Bursts and page mode
Memories may offer some special modes that reduce the time required for accesses. Bursts and page mode accesses are both more efficient forms of accesses but differ in how they work. Burst transfers perform several accesses in sequence using a single address and possibly a single CAS signal. Page mode, in contrast, requires a separate address for each data access.
Types of DRAM
Many types of DRAM are available. Each has its own characteristics, usually centering on how the memory is accessed. Some examples include:
Synchronous dynamic RAM
SDRAMs use RAS’ and CAS’ signals to break the address into two parts, which select the proper row and column in the RAM array. Signal transitions are relative to the SDRAM clock, which allows the internal SDRAM operations to be pipelined. As shown in Figure 4.18, transitions on the control signals are related to a clock [Mic00]. SDRAMs include registers that control the mode in which the SDRAM operates. SDRAMs support burst modes that allow several sequential addresses to be accessed by sending only one address. SDRAMs generally also support an interleaved mode that exchanges pairs of bytes.
Figure 4.18 An SDRAM read operation.
Figure 4.19 The memory controller in a computer system.
Memory packaging
Memory for PCs is generally purchased as single in-line memory modules (SIMMs) or double in-line memory modules (DIMMs). A SIMM or DIMM is a small circuit board that fits into a standard memory socket. A DIMM has two sets of leads compared to the SIMM’s one. Memory chips are soldered to the circuit board to supply the desired memory.

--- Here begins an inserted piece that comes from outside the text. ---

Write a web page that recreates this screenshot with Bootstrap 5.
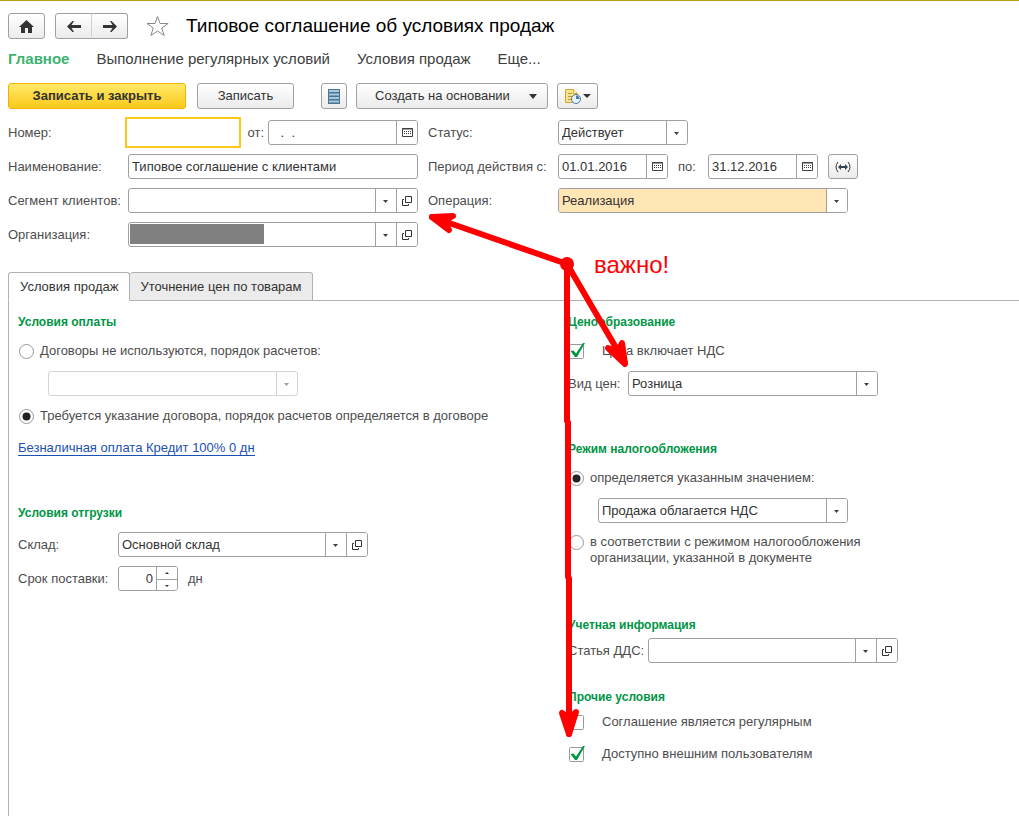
<!DOCTYPE html>
<html lang="ru">
<head>
<meta charset="utf-8">
<meta name="viewport" content="width=device-width, initial-scale=1">
<title>Типовое соглашение об условиях продаж</title>
<link rel="stylesheet" href="https://cdn.jsdelivr.net/npm/bootstrap@5.3.0/dist/css/bootstrap.min.css">
<script src="https://cdn.jsdelivr.net/npm/bootstrap@5.3.0/dist/js/bootstrap.bundle.min.js"></script>
<style>
  :root { --line: #a0a0a0; --ink: #333; --label: #4d4d4d; --green: #009646; }
  body { font: 13px/16px "Liberation Sans", Arial, sans-serif; color: var(--label); background: #fff; }
  .page { min-height: 100vh; border-top: 1px solid #c0a010; }

  .btn-1c {
    --bs-btn-color: var(--ink); --bs-btn-border-color: var(--line); --bs-btn-border-radius: 3px;
    --bs-btn-padding-x: 0; --bs-btn-padding-y: 0; --bs-btn-font-size: 13px; --bs-btn-line-height: 16px;
    --bs-btn-hover-color: #000; --bs-btn-hover-border-color: #808080;
    height: 26px; background: linear-gradient(#fff, #ebebeb);
    display: inline-flex; align-items: center; justify-content: center;
  }
  .btn-main { --bs-btn-border-color: #f0b400; font-weight: 700; background: linear-gradient(#ffe96a, #fbc91a); width: 178px; }
  .w-icon { width: 37px; } .w-save { width: 97px; margin: 0 18px 0 2px; } .w-list { width: 26px; } .w-report { width: 41px; }
  .w-create { width: 192px; justify-content: space-between; padding: 0 10px 0 18px; }
  .w-period { width: 30px; height: 25px; }
  .top-bar { padding: 12px 8px 0; }
  .history { margin-left: 10px; }
  .history .btn + .btn { border-left-color: #d0d0d0; }
  h1 { font-size: 19px; line-height: 24px; color: #000; font-weight: 400; }
  .sections { padding: 8px 8px 0; gap: 27px; font-size: 15px; line-height: 24px; margin-bottom: 12px; }
  .sections .nav-link { padding: 0; color: #404040; }
  .sections .nav-link.active { color: #3cb371; font-weight: 700; }
  .commands { padding: 0 8px; gap: 9px; }

  .head-form { padding: 11px 8px 0; gap: 0 10px; }
  .head-left { width: 410px; } .head-right { min-width: 430px; }
  .line { display: flex; align-items: center; height: 25px; margin-bottom: 9px; }
  .cap-l { width: 120px; } .cap-r { width: 130px; } .cap-s { width: 100px; } .cap-a { width: 80px; } .cap-p { width: 60px; }
  .cap-to { width: 40px; padding-left: 10px; }

  /* framed field with optional side buttons */
  .box { display: flex; height: 25px; border: 1px solid var(--line); border-radius: 3px; background: #fff; overflow: hidden; }
  .box .form-control, .box .form-select {
    flex: 1 1 0; min-width: 0; border: 0; border-radius: 0; padding: 0 3px; min-height: 0; height: 23px;
    font-size: 13px; line-height: 23px; color: var(--ink); background-color: transparent; box-shadow: none;
  }
  .box .form-select {
    padding-right: 24px; background-position: right center; background-size: 21px 23px;
    background-image: url("data:image/svg+xml,%3Csvg xmlns='http://www.w3.org/2000/svg' width='21' height='23'%3E%3Cpath d='M0 0h21v23H0z' fill='%23fff'/%3E%3Cpath d='M.5 0v23' stroke='%23a0a0a0'/%3E%3Cpath d='M8 11h5l-2.500 3z' fill='%23404040'/%3E%3C/svg%3E");
  }
  .box.off { border-color: #d4d4d4; }
  .box.off .form-select {
    background-image: url("data:image/svg+xml,%3Csvg xmlns='http://www.w3.org/2000/svg' width='21' height='23'%3E%3Cpath d='M.5 0v23' stroke='%23d4d4d4'/%3E%3Cpath d='M8 11h5l-2.500 3z' fill='%23a0a0a0'/%3E%3C/svg%3E");
  }
  .side { width: 21px; flex: none; border: 0; border-left: 1px solid var(--line); background: #fff; padding: 0; display: flex; align-items: center; justify-content: center; }
  .box.focused { border-color: transparent; outline: 2px solid #fbc91a; outline-offset: 1px; border-radius: 0; overflow: visible; }
  .box.warm .form-select { background-color: #ffe6b4; }
  .w60 { width: 60px; } .w110 { width: 110px; } .w130 { width: 130px; } .w150 { width: 150px; } .w250 { width: 250px; } .w290 { width: 290px; }
  .redacted { width: 134px; height: 20px; margin: 1px; background: #808080; }
  .spin { border-left: 1px solid var(--line); }
  .spin button { height: 12px; width: 20px; border: 0; background: #fff; padding: 0; display: flex; align-items: center; justify-content: center; }
  .spin button + button { border-top: 1px solid var(--line); }
  input[type=number] { appearance: textfield; text-align: right; }
  input[type=number]::-webkit-inner-spin-button { appearance: none; margin: 0; }

  .tabs-1c { padding-left: 8px; margin-top: 16px; border: 0; }
  .tabs-1c .nav-item { margin: 0; }
  .tabs-1c .nav-link { height: 29px; padding: 0 11px; margin: 0; color: var(--ink); border: 1px solid #b0b0b0; border-radius: 3px 3px 0 0; background: #ebebeb; line-height: 27px; position: relative; }
  .tabs-1c .nav-link.active { color: var(--ink); background: #fff; border-color: #b0b0b0; border-bottom-color: #fff; z-index: 1; }
  .tabs-1c .nav-item + .nav-item .nav-link { border-left: 0; padding: 0 10px; }
  .pane { margin: -1px 0 0 8px; border: 1px solid #b0b0b0; border-width: 1px 0 0 1px; display: grid; grid-template-columns: minmax(0, 550px) 1fr; padding: 12px 0 0 9px; min-height: 516px; }
  h2 { font: 700 12px/18px "Liberation Sans", Arial, sans-serif; color: var(--green); margin: 0 0 4px; }
  .tick { height: 32px; display: flex; align-items: center; margin: 0 0 4px; }
  .tick .form-check-input { margin: 0; float: none; flex: none; border: 0; background-color: transparent; border-radius: 0; width: 17px; height: 17px; background-size: 17px 17px; box-shadow: none; }
  .tick input[type=radio] { background-image: url("data:image/svg+xml,%3Csvg xmlns='http://www.w3.org/2000/svg' width='17' height='17'%3E%3Ccircle cx='8.500' cy='8.500' r='7' fill='%23fff' stroke='%23999'/%3E%3C/svg%3E"); }
  .tick input[type=radio]:checked { background-image: url("data:image/svg+xml,%3Csvg xmlns='http://www.w3.org/2000/svg' width='17' height='17'%3E%3Ccircle cx='8.500' cy='8.500' r='7' fill='%23fff' stroke='%23999'/%3E%3Ccircle cx='8.500' cy='8.500' r='4' fill='%23222'/%3E%3C/svg%3E"); }
  .tick input[type=checkbox] { background-image: url("data:image/svg+xml,%3Csvg xmlns='http://www.w3.org/2000/svg' width='17' height='17'%3E%3Crect x='1.500' y='1.500' width='14' height='14' rx='1' fill='%23fff' stroke='%23999'/%3E%3C/svg%3E"); }
  .tick input[type=checkbox]:checked { background-image: url("data:image/svg+xml,%3Csvg xmlns='http://www.w3.org/2000/svg' width='17' height='17'%3E%3Crect x='1.500' y='1.500' width='14' height='14' rx='1' fill='%23fff' stroke='%23999'/%3E%3Cpath d='M2.500 8L5.500 7.500l2.500 3L15 0h2L9 14H7z' fill='%23009646'/%3E%3C/svg%3E"); }
  .tick label { margin-left: 5px; }
  .tick .far { margin-left: 17px; }
  .tick.two-line { align-items: flex-start; margin: 11px 0 0; }
  .sub { margin-left: 30px; }
  .doc-link { display: inline-block; margin-top: 4px; color: #1a4fb4; text-decoration: none; border-bottom: 1px solid #1a4fb4; line-height: 15px; }
  .gap-s { margin-top: 25px; } .gap-m { margin-top: 44px; } .gap-l { margin-top: 50px; }
  .ship { margin: 48px 0 10px; }
  .notes { position: absolute; left: 0; top: -1px; pointer-events: none; z-index: 5; }
</style>
</head>
<body>
<svg class="d-none">
  <symbol id="i-cal" viewBox="0 0 11 9"><path d="M.5.5h10v8H.5z" fill="none" stroke="#404040"/><path d="M2 3.500h7M2 5.500h7" stroke="#404040" stroke-dasharray="1 1"/><path d="M0 1h11" stroke="#404040"/></symbol>
  <symbol id="i-open" viewBox="0 0 10 10"><path d="M3.500.5h6v6h-6zM2 3.500H.5v6h6V8" fill="none" stroke="#333"/></symbol>
</svg>

<div class="page position-relative">
  <header class="top-bar d-flex align-items-center">
    <button class="btn btn-1c w-icon" type="button" aria-label="Начальная страница"><svg width="15" height="13"><path d="M7.500 0L15 7h-2v6H9V8H6v5H2V7H0z" fill="#333"/></svg></button>
    <div class="btn-group history">
      <button class="btn btn-1c w-icon" type="button" aria-label="Назад"><svg width="14" height="11"><path d="M0 5.500L5.500 0H7L4.500 4H14v3H4.500L7 11H5.500z" fill="#333"/></svg></button>
      <button class="btn btn-1c w-icon" type="button" aria-label="Вперед"><svg width="14" height="11"><path d="M14 5.500L8.500 0H7l2.500 4H0v3h9.500L7 11h1.500z" fill="#333"/></svg></button>
    </div>
    <svg class="ms-3" width="26" height="22"><path d="M13.500 1.500l2.600 7h8l-6.400 4.500 2.500 7.500-6.700-4.500-6.700 4.500 2.500-7.500L3 8.500h8z" fill="#fff" stroke="#888"/></svg>
    <h1 class="mb-0 ms-3">Типовое соглашение об условиях продаж</h1>
  </header>

  <nav class="nav sections">
    <a class="nav-link active" href="#">Главное</a>
    <a class="nav-link" href="#">Выполнение регулярных условий</a>
    <a class="nav-link" href="#">Условия продаж</a>
    <a class="nav-link" href="#">Еще...</a>
  </nav>

  <div class="commands d-flex">
    <button class="btn btn-1c btn-main" type="button">Записать и закрыть</button>
    <button class="btn btn-1c w-save" type="button">Записать</button>
    <button class="btn btn-1c w-list" type="button" aria-label="Список"><svg width="12" height="15"><path d="M0 0h12v15H0z" fill="#4d7590"/><path d="M1 2h10M1 5.500h10M1 9h10M1 12.500h10" stroke="#a5c8e0" stroke-width="2"/></svg></button>
    <button class="btn btn-1c w-create" type="button">Создать на основании<svg width="8" height="5"><path d="M0 0h8L4 5z" fill="#333"/></svg></button>
    <button class="btn btn-1c w-report" type="button" aria-label="Отчеты"><svg width="26" height="16"><path d="M.5 1.500h8l4 4v9h-12z" fill="#f8e08c" stroke="#d0a838"/><path d="M8.500 1.500v4h4" fill="#fff5c8" stroke="#d0a838"/><path d="M3 5.500h4M3 8.500h5M3 11.500h4" stroke="#c09a38"/><circle cx="11" cy="11" r="4.500" fill="#e5f3fb" stroke="#4d7ba5"/><path d="M11 11V7.500a3.500 3.500 0 0 1 3.500 3.500z" fill="#4d7ba5"/><path d="M18 6h8l-4 4z" fill="#333"/></svg></button>
  </div>

  <form class="head-form d-flex">
    <div class="head-left">
      <div class="line"><label class="cap-l" for="num">Номер:</label><div class="box focused w110"><input class="form-control" id="num"></div><label class="ms-auto" for="dt">от:</label><div class="box w150 ms-1"><input class="form-control ps-2" id="dt" value=" .  ."><button class="side" type="button" aria-label="Календарь"><svg width="11" height="9"><use href="#i-cal"/></svg></button></div></div>
      <div class="line"><label class="cap-l" for="nm">Наименование:</label><div class="box w290"><input class="form-control" id="nm" value="Типовое соглашение с клиентами"></div></div>
      <div class="line"><label class="cap-l" for="seg">Сегмент клиентов:</label><div class="box w290"><select class="form-select" id="seg"><option></option></select><button class="side" type="button" aria-label="Открыть"><svg width="10" height="10"><use href="#i-open"/></svg></button></div></div>
      <div class="line"><label class="cap-l" for="org">Организация:</label><div class="box w290"><div class="redacted"></div><select class="form-select" id="org"><option></option></select><button class="side" type="button" aria-label="Открыть"><svg width="10" height="10"><use href="#i-open"/></svg></button></div></div>
    </div>
    <div class="head-right">
      <div class="line"><label class="cap-r" for="st">Статус:</label><div class="box w130"><select class="form-select" id="st"><option>Действует</option></select></div></div>
      <div class="line"><label class="cap-r" for="d1">Период действия с:</label><div class="box w110"><input class="form-control" id="d1" value="01.01.2016"><button class="side" type="button" aria-label="Календарь"><svg width="11" height="9"><use href="#i-cal"/></svg></button></div><label class="cap-to" for="d2">по:</label><div class="box w110"><input class="form-control" id="d2" value="31.12.2016"><button class="side" type="button" aria-label="Календарь"><svg width="11" height="9"><use href="#i-cal"/></svg></button></div><button class="btn btn-1c w-period ms-auto" type="button" aria-label="Выбрать период"><svg width="16" height="12"><path d="M3 1Q-1 6 3 11M13 1q4 5 0 10" fill="none" stroke="#333"/><path d="M3 6l3-3v2h4V3l3 3-3 3V7H6v2z" fill="#345"/></svg></button></div>
      <div class="line"><label class="cap-r" for="op">Операция:</label><div class="box warm w290"><select class="form-select" id="op"><option>Реализация</option></select></div></div>
    </div>
  </form>

  <ul class="nav nav-tabs tabs-1c">
    <li class="nav-item"><a class="nav-link active" href="#">Условия продаж</a></li>
    <li class="nav-item"><a class="nav-link" href="#">Уточнение цен по товарам</a></li>
  </ul>

  <form class="pane">
    <div>
      <h2>Условия оплаты</h2>
      <div class="tick"><input class="form-check-input" type="radio" name="pay" id="p1"><label for="p1">Договоры не используются, порядок расчетов:</label></div>
      <div class="box off w250 sub mb-1"><select class="form-select" aria-label="Порядок расчетов" disabled><option></option></select></div>
      <div class="tick"><input class="form-check-input" type="radio" name="pay" id="p2" checked><label for="p2">Требуется указание договора, порядок расчетов определяется в договоре</label></div>
      <a class="doc-link" href="#">Безналичная оплата Кредит 100% 0 дн</a>
      <h2 class="ship">Условия отгрузки</h2>
      <div class="line"><label class="cap-s" for="wh">Склад:</label><div class="box w250"><select class="form-select" id="wh"><option>Основной склад</option></select><button class="side" type="button" aria-label="Открыть"><svg width="10" height="10"><use href="#i-open"/></svg></button></div></div>
      <div class="line"><label class="cap-s" for="term">Срок поставки:</label><div class="box w60"><input class="form-control" type="number" id="term" value="0"><div class="spin"><button type="button" aria-label="Больше"><svg width="4" height="2"><path d="M0 2l2-2 2 2z" fill="#333"/></svg></button><button type="button" aria-label="Меньше"><svg width="4" height="2"><path d="M0 0h4L2 2z" fill="#333"/></svg></button></div></div><span class="cap-to">дн</span></div>
    </div>
    <div>
      <h2>Ценообразование</h2>
      <div class="tick"><input class="form-check-input" type="checkbox" id="c1" checked><label class="far" for="c1">Цена включает НДС</label></div>
      <div class="line"><label class="cap-p" for="pr">Вид цен:</label><div class="box w250"><select class="form-select" id="pr"><option>Розница</option></select></div></div>
      <h2 class="gap-m">Режим налогообложения</h2>
      <div class="tick"><input class="form-check-input" type="radio" name="tax" id="t1" checked><label for="t1">определяется указанным значением:</label></div>
      <div class="box w250 sub"><select class="form-select" aria-label="Налогообложение"><option>Продажа облагается НДС</option></select></div>
      <div class="tick two-line"><input class="form-check-input" type="radio" name="tax" id="t2"><label for="t2">в соответствии с режимом налогообложения<br>организации, указанной в документе</label></div>
      <h2 class="gap-l">Учетная информация</h2>
      <div class="line"><label class="cap-a" for="dds">Статья ДДС:</label><div class="box w250"><select class="form-select" id="dds"><option></option></select><button class="side" type="button" aria-label="Открыть"><svg width="10" height="10"><use href="#i-open"/></svg></button></div></div>
      <h2 class="gap-s mb-0">Прочие условия</h2>
      <div class="tick mb-0"><input class="form-check-input" type="checkbox" id="c2"><label class="far" for="c2">Соглашение является регулярным</label></div>
      <div class="tick"><input class="form-check-input" type="checkbox" id="c3" checked><label class="far" for="c3">Доступно внешним пользователям</label></div>
    </div>
  </form>

  <!-- red annotation arrows over the form -->
  <svg class="notes" width="700" height="745" fill="none" stroke="#f00" stroke-width="6" stroke-linecap="round" stroke-linejoin="round">
    <circle cx="567" cy="264" r="4" fill="#f00"/>
    <path d="M567 264L432 217"/><path d="M453 216L432 217L449 230L444 221z" fill="#f00"/>
    <path d="M567 264L625 363"/><path d="M608 348L625 364L622 343L618 351z" fill="#f00"/>
    <path d="M567 264V421L568 422V577L569 578V734"/><path d="M562 713L569 734L576 712L569 718z" fill="#f00"/>
    <text x="594" y="273" font-size="24" fill="#f00" stroke="none">важно!</text>
  </svg>
</div>
</body>
</html>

Read-only memories (ROMs) are preprogrammed with fixed data. They are very useful in embedded systems because a great deal of the code, and perhaps some data, does not change over time. Flash memory is the dominant form of ROM. Flash memory can be erased and rewritten using standard system voltages, allowing it to be reprogrammed inside a typical system. This allows applications such as automatic distribution of upgrades—the flash memory can be reprogrammed while downloading the new memory contents from a telephone line. Early flash memories had to be erased in their entirety; modern devices allow memory to be erased in blocks. Most flash memories today allow certain blocks to be protected. A common application is to keep the boot-up code in a protected block but allow updates to other memory blocks on the device. As a result, this form of flash is commonly known as boot-block flash.
4.4.1 Memory System Organization
A modern memory is more than a 1-dimensional array of bits. Memory chips have surprisingly complex organizations that allow us to make some useful optimizations. For example, memories are usually often divided into several smaller memory arrays.
Memory controllers
Modern computer systems use a memory controller as the interface between the CPU and the memory components. As shown in Figure 4.19, the memory controller shields the CPU from knowledge of the detailed timing of different memory components. If the memory also consists of several different components, the controller will manage all the accesses to all memories. Memory accesses must be scheduled. The memory controller will receive a sequence of requests from the processor. However, it may not be possible to execute them as quickly as they are received if the memory component is already processing an access. When faced with more accesses than resources available to complete them, the memory controller will determine the order in which they will be handled and schedule the accesses accordingly.
Channels and banks
Channels and banks are two ways to add parallelism to the memory system. A channel is a connection to a group of memory components. If the CPU and memory controller can support multiple channels that operate concurrently, then we can perform multiple independent accesses using the different channels. We may also divide the complete memory system into banks. Banks can perform accesses in parallel because each has its own memory arrays and addressing logic. By properly arranging memory into banks, we can overlap some of the access time for these locations and reduce the total time required for the complete set of accesses.
Figure 4.20 shows a memory system organized into channels and banks. Each channel has its own memory components and its own connection to the processor. Channels operate completely separately. The memory in each channel can be subdivided into banks. The banks in a channel can be accessed separately. Channels are in general more expensive than banks. A two-channel memory system, for example, requires twice as many pins and wires connecting the CPU and memory as does a one-channel system. Memory components are often separated internally into banks and providing that access to the outside is less expensive.
Figure 4.20 Channels and banks in a memory system.